■ AIM ■
Select the lines that hold the word "styles" and copy each one.

■ STORED DATA ■
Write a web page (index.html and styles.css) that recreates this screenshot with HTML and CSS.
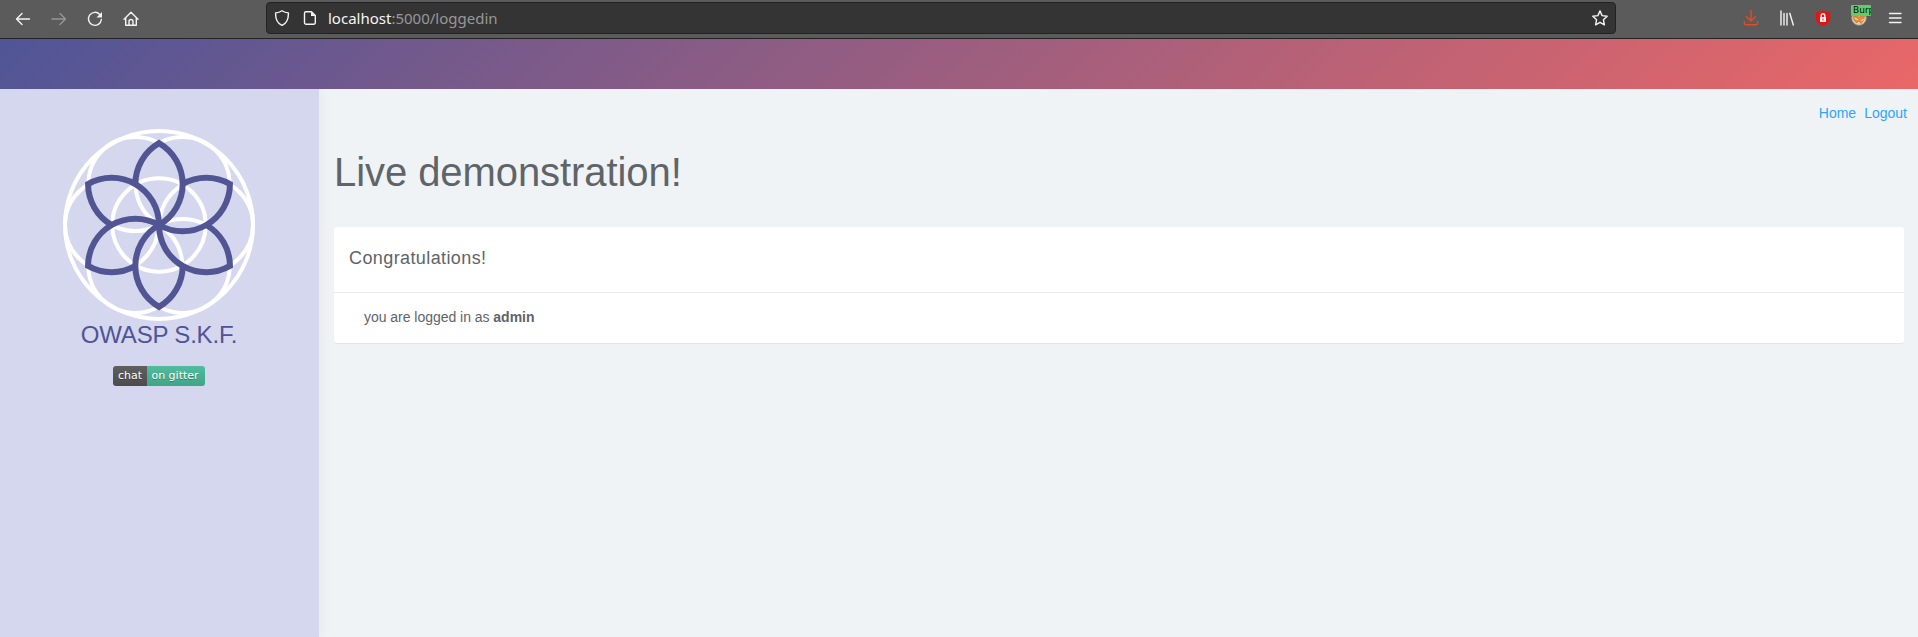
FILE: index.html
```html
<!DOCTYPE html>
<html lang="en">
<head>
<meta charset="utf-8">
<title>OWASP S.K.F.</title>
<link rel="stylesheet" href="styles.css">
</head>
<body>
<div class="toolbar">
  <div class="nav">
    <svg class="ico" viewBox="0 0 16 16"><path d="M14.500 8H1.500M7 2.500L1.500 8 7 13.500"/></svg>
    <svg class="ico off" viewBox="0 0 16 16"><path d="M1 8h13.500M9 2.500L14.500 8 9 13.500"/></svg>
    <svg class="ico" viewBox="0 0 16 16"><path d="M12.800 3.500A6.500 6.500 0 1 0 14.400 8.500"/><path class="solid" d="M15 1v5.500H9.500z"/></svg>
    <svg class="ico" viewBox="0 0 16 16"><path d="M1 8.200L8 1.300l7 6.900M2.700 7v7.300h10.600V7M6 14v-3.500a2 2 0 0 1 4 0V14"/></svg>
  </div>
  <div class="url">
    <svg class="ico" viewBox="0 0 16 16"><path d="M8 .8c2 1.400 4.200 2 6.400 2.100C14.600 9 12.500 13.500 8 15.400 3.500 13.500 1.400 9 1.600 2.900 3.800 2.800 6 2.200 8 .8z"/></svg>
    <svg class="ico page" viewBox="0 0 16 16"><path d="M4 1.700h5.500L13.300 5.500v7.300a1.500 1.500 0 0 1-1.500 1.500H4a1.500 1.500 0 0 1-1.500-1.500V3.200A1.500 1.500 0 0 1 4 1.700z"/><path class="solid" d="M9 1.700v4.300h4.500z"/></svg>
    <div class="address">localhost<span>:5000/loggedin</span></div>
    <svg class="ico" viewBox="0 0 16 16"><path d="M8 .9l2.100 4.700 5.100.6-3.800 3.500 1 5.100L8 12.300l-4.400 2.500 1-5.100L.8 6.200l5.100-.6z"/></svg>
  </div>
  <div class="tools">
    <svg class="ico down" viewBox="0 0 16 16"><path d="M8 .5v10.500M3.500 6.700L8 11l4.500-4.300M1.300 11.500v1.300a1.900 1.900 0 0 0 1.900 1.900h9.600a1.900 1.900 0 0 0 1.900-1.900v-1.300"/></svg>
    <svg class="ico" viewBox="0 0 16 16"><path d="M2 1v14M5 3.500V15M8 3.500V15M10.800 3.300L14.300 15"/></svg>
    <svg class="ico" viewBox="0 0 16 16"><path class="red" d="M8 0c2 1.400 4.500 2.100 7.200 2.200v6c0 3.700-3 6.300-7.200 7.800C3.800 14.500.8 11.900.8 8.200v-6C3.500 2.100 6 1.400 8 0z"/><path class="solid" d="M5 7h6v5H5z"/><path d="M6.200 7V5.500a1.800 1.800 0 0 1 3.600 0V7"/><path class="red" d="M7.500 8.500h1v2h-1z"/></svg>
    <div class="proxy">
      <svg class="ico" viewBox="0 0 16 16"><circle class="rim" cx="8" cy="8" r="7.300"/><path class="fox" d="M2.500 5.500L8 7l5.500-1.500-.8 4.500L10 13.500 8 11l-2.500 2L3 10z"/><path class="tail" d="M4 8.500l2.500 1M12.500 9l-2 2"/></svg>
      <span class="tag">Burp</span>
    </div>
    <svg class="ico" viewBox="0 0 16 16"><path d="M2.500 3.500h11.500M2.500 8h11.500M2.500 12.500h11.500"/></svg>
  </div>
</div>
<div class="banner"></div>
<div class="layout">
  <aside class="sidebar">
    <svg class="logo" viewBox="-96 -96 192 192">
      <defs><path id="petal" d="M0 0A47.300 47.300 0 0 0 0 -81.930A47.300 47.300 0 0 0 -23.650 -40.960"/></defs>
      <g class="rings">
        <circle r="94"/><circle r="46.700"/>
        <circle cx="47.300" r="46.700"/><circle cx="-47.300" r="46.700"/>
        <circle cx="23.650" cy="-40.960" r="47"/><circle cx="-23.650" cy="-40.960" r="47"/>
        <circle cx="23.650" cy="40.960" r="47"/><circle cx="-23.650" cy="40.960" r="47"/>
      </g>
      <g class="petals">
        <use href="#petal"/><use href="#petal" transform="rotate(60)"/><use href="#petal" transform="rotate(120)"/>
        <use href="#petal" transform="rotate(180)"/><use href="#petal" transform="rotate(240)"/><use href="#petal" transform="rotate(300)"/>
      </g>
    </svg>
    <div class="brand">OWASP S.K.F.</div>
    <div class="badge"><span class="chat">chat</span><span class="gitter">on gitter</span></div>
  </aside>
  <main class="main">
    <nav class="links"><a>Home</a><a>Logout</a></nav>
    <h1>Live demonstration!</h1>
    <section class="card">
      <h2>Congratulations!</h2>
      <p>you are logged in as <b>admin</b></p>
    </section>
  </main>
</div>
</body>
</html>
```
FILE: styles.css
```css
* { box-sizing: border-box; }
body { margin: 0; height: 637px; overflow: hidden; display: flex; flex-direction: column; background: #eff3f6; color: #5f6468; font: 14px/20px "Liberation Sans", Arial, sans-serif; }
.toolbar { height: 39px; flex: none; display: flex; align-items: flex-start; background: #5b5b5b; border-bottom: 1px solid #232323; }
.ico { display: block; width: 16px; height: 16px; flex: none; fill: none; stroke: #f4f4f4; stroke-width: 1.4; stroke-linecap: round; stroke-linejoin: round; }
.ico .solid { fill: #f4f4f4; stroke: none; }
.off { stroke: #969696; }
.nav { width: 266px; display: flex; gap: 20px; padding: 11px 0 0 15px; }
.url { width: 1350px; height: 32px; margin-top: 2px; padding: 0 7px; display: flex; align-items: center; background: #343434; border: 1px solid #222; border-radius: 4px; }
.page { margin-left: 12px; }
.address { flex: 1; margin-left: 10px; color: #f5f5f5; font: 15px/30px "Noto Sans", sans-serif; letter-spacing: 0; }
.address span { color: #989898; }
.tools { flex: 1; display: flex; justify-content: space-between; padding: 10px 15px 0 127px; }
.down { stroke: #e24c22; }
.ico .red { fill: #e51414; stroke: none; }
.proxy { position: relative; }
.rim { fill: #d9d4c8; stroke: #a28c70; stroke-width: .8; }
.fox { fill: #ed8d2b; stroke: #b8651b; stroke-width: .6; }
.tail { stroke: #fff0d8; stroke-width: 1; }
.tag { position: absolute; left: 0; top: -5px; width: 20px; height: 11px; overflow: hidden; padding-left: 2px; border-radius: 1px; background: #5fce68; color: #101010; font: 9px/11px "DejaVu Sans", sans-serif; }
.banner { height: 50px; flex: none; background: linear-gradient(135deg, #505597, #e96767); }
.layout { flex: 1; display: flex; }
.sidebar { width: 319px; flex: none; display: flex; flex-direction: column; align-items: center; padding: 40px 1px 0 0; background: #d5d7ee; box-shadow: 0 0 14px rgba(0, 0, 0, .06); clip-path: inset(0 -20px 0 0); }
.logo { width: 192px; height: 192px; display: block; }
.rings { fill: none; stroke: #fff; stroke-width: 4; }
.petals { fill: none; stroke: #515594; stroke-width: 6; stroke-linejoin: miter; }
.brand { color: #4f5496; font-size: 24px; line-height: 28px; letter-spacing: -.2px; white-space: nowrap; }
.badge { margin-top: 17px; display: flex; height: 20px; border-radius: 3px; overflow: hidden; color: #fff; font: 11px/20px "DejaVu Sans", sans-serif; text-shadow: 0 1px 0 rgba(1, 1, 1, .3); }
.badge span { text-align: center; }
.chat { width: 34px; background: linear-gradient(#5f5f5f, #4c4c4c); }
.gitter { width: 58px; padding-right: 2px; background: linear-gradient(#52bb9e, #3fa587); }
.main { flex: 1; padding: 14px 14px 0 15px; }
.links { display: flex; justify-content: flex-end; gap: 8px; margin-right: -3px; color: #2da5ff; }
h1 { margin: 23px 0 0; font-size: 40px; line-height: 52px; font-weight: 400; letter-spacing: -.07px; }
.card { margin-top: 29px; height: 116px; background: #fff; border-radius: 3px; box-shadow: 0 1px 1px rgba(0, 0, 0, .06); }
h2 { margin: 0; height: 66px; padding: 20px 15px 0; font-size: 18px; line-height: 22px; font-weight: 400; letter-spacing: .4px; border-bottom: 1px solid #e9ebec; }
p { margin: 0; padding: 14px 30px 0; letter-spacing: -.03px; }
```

■ EXERCISE ANSWER ■
Write a web page (index.html and styles.css) that recreates this screenshot with HTML and CSS.
<link rel="stylesheet" href="styles.css">
FILE: styles.css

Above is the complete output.